Even with Valverde providing support, there’s no reason for Froome to mark anyone except Quintana, unless things get really crazy.
I feel like this was a missed opportunity for the Colombian, even though he finally managed to reveal some cracks in the race leader’s armour.
Froome had a relatively bad day (even though he managed to take more time from Valverde and Contador).
He looked awful on the bike,
He looks like someone took his skeleton apart and when they put it back together there were a few extra bones in there.
— Tim Renowden (@megabicicleta) July 24, 2015
And then the skeleton with extra bones was put on a bike with different length cranks and wonky handlebars.
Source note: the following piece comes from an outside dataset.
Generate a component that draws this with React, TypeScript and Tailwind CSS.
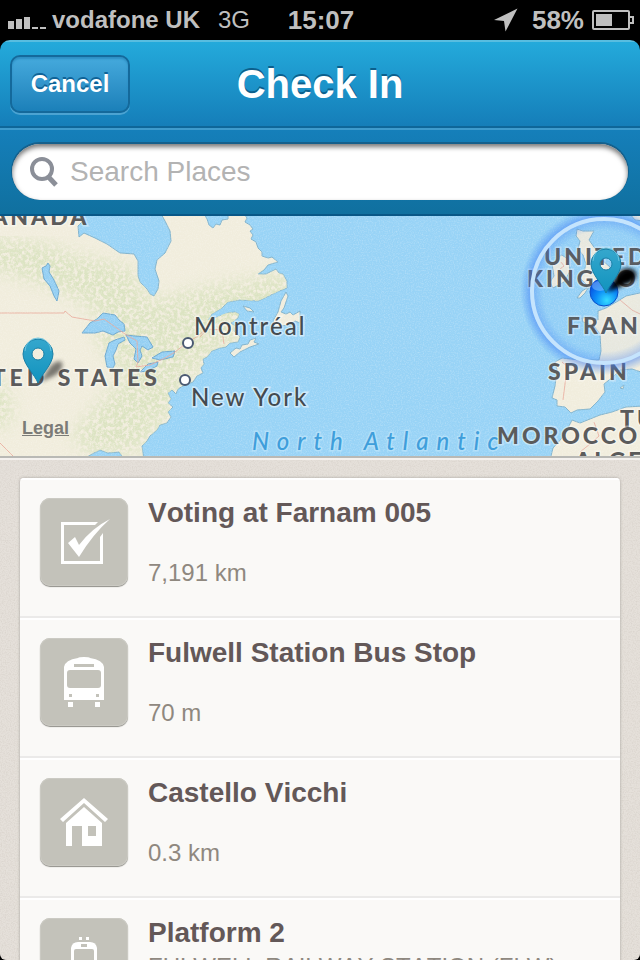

That’s how bad he looks.
— Tim Renowden (@megabicicleta) July 24, 2015
But he survived. Just. He virtually had to be carried off to the team bus as he crossed the line. He went really deep and with another very hard stage ahead, and a team that appears to be suffering badly from nearly three weeks in the lead, there is still the possibility that everything could be lost.
I still think he will win the Tour de France, but to my eyes there are a few riders looking stronger than Froome at this point, which might be a worry for the Team Sky brains trust overnight.
Well, the defending champion has found some form, FINALLY. It’s as if the Tour came 10 days too early for the Italian, and he’s looking stronger as the race goes on.
This was a victory full of panache and guts. Yes, he was given some rope due to being far enough back that he wasn’t a threat to Froome or Quintana.
But he was a threat to Contador, whose Tour finally jumped the shark when lo Squalo jumped him and into 4th overall, with the podium in sight.
It was classic Nibali: aggressive, tough, pivoting off a rapid descent, then a sustained climb at tempo.
The emotion on his face at the finish showed what the victory meant after a very difficult Tour for the Italian.
He rides for a team that does his reputation no favours, but when he is on form he’s one of the most exciting racers in the world. Can he attack Valverde on stage 20 and salvage a podium finish from what looked like an impossible position a week ago?